_OBJECTIVE_
Omit all pictures, then retype the data exactly as given.

_GIVEN MATERIAL_
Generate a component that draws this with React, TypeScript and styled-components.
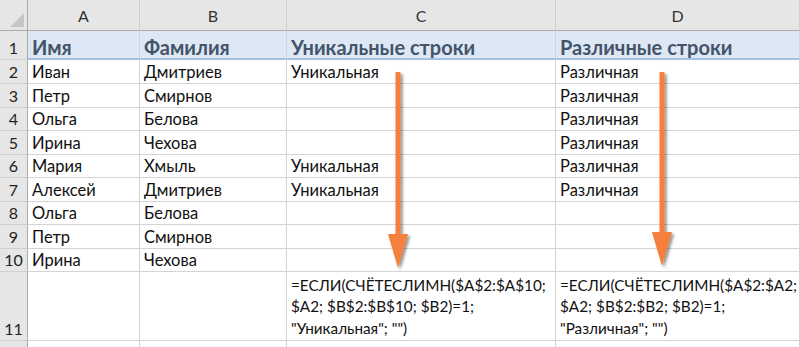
import React from 'react';
import styled, { createGlobalStyle } from 'styled-components';

const GlobalStyle = createGlobalStyle`
  html, body {
    margin: 0;
    padding: 0;
    background: #ffffff;
  }
  body {
    font-family: Lato, "Liberation Sans", sans-serif;
    overflow: hidden;
  }
`;

const gridColor = '#d4d4d4';
const headBg = '#e6e6e6';
const headLine = '#ababab';
const titleColor = '#44546a';
const arrowColor = '#f5803e';

const columns = ['A', 'B', 'C', 'D'];
const rowHeights = [24, 24, 23, 24, 23, 24, 23, 24, 23];

const people = [
  ['Иван', 'Дмитриев', 'Уникальная', 'Различная'],
  ['Петр', 'Смирнов', '', 'Различная'],
  ['Ольга', 'Белова', '', 'Различная'],
  ['Ирина', 'Чехова', '', 'Различная'],
  ['Мария', 'Хмыль', 'Уникальная', 'Различная'],
  ['Алексей', 'Дмитриев', 'Уникальная', 'Различная'],
  ['Ольга', 'Белова', '', ''],
  ['Петр', 'Смирнов', '', ''],
  ['Ирина', 'Чехова', '', ''],
];

const formulaC = ['=ЕСЛИ(СЧЁТЕСЛИМН($A$2:$A$10;', '$A2; $B$2:$B$10; $B2)=1;', '"Уникальная"; "")'];
const formulaD = ['=ЕСЛИ(СЧЁТЕСЛИМН($A$2:$A2;', '$A2; $B$2:$B2; $B2)=1;', '"Различная"; "")'];

const Sheet = styled.div`
  position: relative;
  width: 800px;
  height: 347px;
  overflow: hidden;
`;

const Grid = styled.div`
  display: grid;
  grid-template-columns: 28px 112px 147px 269px 244px;
  grid-template-rows: 31px 29px ${rowHeights.map((h) => h + 'px').join(' ')} 69px 30px;
`;

const Corner = styled.div`
  position: relative;
  background: ${headBg};
  border-right: 1px solid ${headLine};
  border-bottom: 1px solid ${headLine};
  &::after {
    content: '';
    position: absolute;
    right: 3px;
    bottom: 3px;
    width: 0;
    height: 0;
    border-left: 14px solid transparent;
    border-bottom: 14px solid #c6c6c6;
  }
`;

const ColHead = styled.div`
  background: ${headBg};
  border-right: 1px solid #cfcfcf;
  border-bottom: 1px solid ${headLine};
  display: flex;
  align-items: flex-end;
  justify-content: center;
  padding-bottom: 5px;
  font-size: 16px;
  color: #333;
`;

const RowHead = styled.div`
  background: ${headBg};
  border-right: 1px solid ${headLine};
  border-bottom: 1px solid #cfcfcf;
  display: flex;
  align-items: flex-end;
  justify-content: center;
  padding-bottom: 1px;
  font-size: 16px;
  color: #222;
  line-height: 20px;
`;

const Cell = styled.div<{ $title?: boolean }>`
  border-right: 1px solid ${gridColor};
  border-bottom: ${(p) => (p.$title ? '2px solid #a7c0e2' : `1px solid ${gridColor}`)};
  background: ${(p) => (p.$title ? '#dde8f4' : '#ffffff')};
  color: ${(p) => (p.$title ? titleColor : '#111')};
  font-size: ${(p) => (p.$title ? '20px' : '16.5px')};
  font-weight: ${(p) => (p.$title ? 700 : 400)};
  display: flex;
  align-items: flex-end;
  padding: 0 3px 1px 4px;
  white-space: nowrap;
  line-height: 20px;
  overflow: hidden;
`;

const FormulaCell = styled.div`
  border-right: 1px solid ${gridColor};
  border-bottom: 1px solid ${gridColor};
  display: flex;
  flex-direction: column;
  justify-content: flex-end;
  padding: 0 3px 1px 4px;
  font-size: 15.3px;
  line-height: 21.5px;
  color: #111;
  white-space: nowrap;
`;

const Arrow = styled.svg<{ $x: number }>`
  position: absolute;
  left: ${(p) => p.$x - 14}px;
  top: 68px;
  overflow: visible;
`;

function DownArrow({ x, tip }: { x: number; tip: number }) {
  const len = tip - 72;
  return (
    <Arrow $x={x} width={28} height={len + 10} viewBox={`0 0 28 ${len + 10}`}>
      <defs>
        <filter id={`sh${x}`} x="-50%" y="-10%" width="200%" height="130%">
          <feDropShadow dx="2" dy="2" stdDeviation="1.6" floodColor="#000" floodOpacity="0.45" />
        </filter>
      </defs>
      <g filter={`url(#sh${x})`}>
        <rect x={11.5} y={4} width={5} height={len - 30} fill={arrowColor} rx={1} />
        <polygon points={`4,${len - 30} 24,${len - 30} 14,${len + 4}`} fill={arrowColor} />
      </g>
    </Arrow>
  );
}

export default function App() {
  return (
    <Sheet>
      <GlobalStyle />
      <Grid>
        <Corner />
        {columns.map((c) => (
          <ColHead key={c}>{c}</ColHead>
        ))}

        <RowHead>1</RowHead>
        <Cell $title>Имя</Cell>
        <Cell $title>Фамилия</Cell>
        <Cell $title>Уникальные строки</Cell>
        <Cell $title>Различные строки</Cell>

        {people.map((row, i) => (
          <React.Fragment key={i}>
            <RowHead>{i + 2}</RowHead>
            {row.map((v, j) => (
              <Cell key={j}>{v}</Cell>
            ))}
          </React.Fragment>
        ))}

        <RowHead>11</RowHead>
        <Cell />
        <Cell />
        <FormulaCell>
          {formulaC.map((l) => (
            <div key={l}>{l}</div>
          ))}
        </FormulaCell>
        <FormulaCell>
          {formulaD.map((l) => (
            <div key={l}>{l}</div>
          ))}
        </FormulaCell>

        <RowHead />
        <Cell />
        <Cell />
        <Cell />
        <Cell />
      </Grid>
      <DownArrow x={398} tip={268} />
      <DownArrow x={662} tip={266} />
    </Sheet>
  );
}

_WRITTEN SOLUTION_
Generate a component that draws this with React, TypeScript and styled-components.
import React from 'react';
import styled, { createGlobalStyle } from 'styled-components';

const GlobalStyle = createGlobalStyle`
  html, body {
    margin: 0;
    padding: 0;
    background: #ffffff;
  }
  body {
    font-family: Lato, "Liberation Sans", sans-serif;
    overflow: hidden;
  }
`;

const gridColor = '#d4d4d4';
const headBg = '#e6e6e6';
const headLine = '#ababab';
const titleColor = '#44546a';
const arrowColor = '#f5803e';

const columns = ['A', 'B', 'C', 'D'];
const rowHeights = [24, 24, 23, 24, 23, 24, 23, 24, 23];

const people = [
  ['Иван', 'Дмитриев', 'Уникальная', 'Различная'],
  ['Петр', 'Смирнов', '', 'Различная'],
  ['Ольга', 'Белова', '', 'Различная'],
  ['Ирина', 'Чехова', '', 'Различная'],
  ['Мария', 'Хмыль', 'Уникальная', 'Различная'],
  ['Алексей', 'Дмитриев', 'Уникальная', 'Различная'],
  ['Ольга', 'Белова', '', ''],
  ['Петр', 'Смирнов', '', ''],
  ['Ирина', 'Чехова', '', ''],
];

const formulaC = ['=ЕСЛИ(СЧЁТЕСЛИМН($A$2:$A$10;', '$A2; $B$2:$B$10; $B2)=1;', '"Уникальная"; "")'];
const formulaD = ['=ЕСЛИ(СЧЁТЕСЛИМН($A$2:$A2;', '$A2; $B$2:$B2; $B2)=1;', '"Различная"; "")'];

const Sheet = styled.div`
  position: relative;
  width: 800px;
  height: 347px;
  overflow: hidden;
`;

const Grid = styled.div`
  display: grid;
  grid-template-columns: 28px 112px 147px 269px 244px;
  grid-template-rows: 31px 29px ${rowHeights.map((h) => h + 'px').join(' ')} 69px 30px;
`;

const Corner = styled.div`
  position: relative;
  background: ${headBg};
  border-right: 1px solid ${headLine};
  border-bottom: 1px solid ${headLine};
  &::after {
    content: '';
    position: absolute;
    right: 3px;
    bottom: 3px;
    width: 0;
    height: 0;
    border-left: 14px solid transparent;
    border-bottom: 14px solid #c6c6c6;
  }
`;

const ColHead = styled.div`
  background: ${headBg};
  border-right: 1px solid #cfcfcf;
  border-bottom: 1px solid ${headLine};
  display: flex;
  align-items: flex-end;
  justify-content: center;
  padding-bottom: 5px;
  font-size: 16px;
  color: #333;
`;

const RowHead = styled.div`
  background: ${headBg};
  border-right: 1px solid ${headLine};
  border-bottom: 1px solid #cfcfcf;
  display: flex;
  align-items: flex-end;
  justify-content: center;
  padding-bottom: 1px;
  font-size: 16px;
  color: #222;
  line-height: 20px;
`;

const Cell = styled.div<{ $title?: boolean }>`
  border-right: 1px solid ${gridColor};
  border-bottom: ${(p) => (p.$title ? '2px solid #a7c0e2' : `1px solid ${gridColor}`)};
  background: ${(p) => (p.$title ? '#dde8f4' : '#ffffff')};
  color: ${(p) => (p.$title ? titleColor : '#111')};
  font-size: ${(p) => (p.$title ? '20px' : '16.5px')};
  font-weight: ${(p) => (p.$title ? 700 : 400)};
  display: flex;
  align-items: flex-end;
  padding: 0 3px 1px 4px;
  white-space: nowrap;
  line-height: 20px;
  overflow: hidden;
`;

const FormulaCell = styled.div`
  border-right: 1px solid ${gridColor};
  border-bottom: 1px solid ${gridColor};
  display: flex;
  flex-direction: column;
  justify-content: flex-end;
  padding: 0 3px 1px 4px;
  font-size: 15.3px;
  line-height: 21.5px;
  color: #111;
  white-space: nowrap;
`;

const Arrow = styled.svg<{ $x: number }>`
  position: absolute;
  left: ${(p) => p.$x - 14}px;
  top: 68px;
  overflow: visible;
`;

function DownArrow({ x, tip }: { x: number; tip: number }) {
  const len = tip - 72;
  return (
    <Arrow $x={x} width={28} height={len + 10} viewBox={`0 0 28 ${len + 10}`}>
      <defs>
        <filter id={`sh${x}`} x="-50%" y="-10%" width="200%" height="130%">
          <feDropShadow dx="2" dy="2" stdDeviation="1.6" floodColor="#000" floodOpacity="0.45" />
        </filter>
      </defs>
      <g filter={`url(#sh${x})`}>
        <rect x={11.5} y={4} width={5} height={len - 30} fill={arrowColor} rx={1} />
        <polygon points={`4,${len - 30} 24,${len - 30} 14,${len + 4}`} fill={arrowColor} />
      </g>
    </Arrow>
  );
}

export default function App() {
  return (
    <Sheet>
      <GlobalStyle />
      <Grid>
        <Corner />
        {columns.map((c) => (
          <ColHead key={c}>{c}</ColHead>
        ))}

        <RowHead>1</RowHead>
        <Cell $title>Имя</Cell>
        <Cell $title>Фамилия</Cell>
        <Cell $title>Уникальные строки</Cell>
        <Cell $title>Различные строки</Cell>

        {people.map((row, i) => (
          <React.Fragment key={i}>
            <RowHead>{i + 2}</RowHead>
            {row.map((v, j) => (
              <Cell key={j}>{v}</Cell>
            ))}
          </React.Fragment>
        ))}

        <RowHead>11</RowHead>
        <Cell />
        <Cell />
        <FormulaCell>
          {formulaC.map((l) => (
            <div key={l}>{l}</div>
          ))}
        </FormulaCell>
        <FormulaCell>
          {formulaD.map((l) => (
            <div key={l}>{l}</div>
          ))}
        </FormulaCell>

        <RowHead />
        <Cell />
        <Cell />
        <Cell />
        <Cell />
      </Grid>
      <DownArrow x={398} tip={268} />
      <DownArrow x={662} tip={266} />
    </Sheet>
  );
}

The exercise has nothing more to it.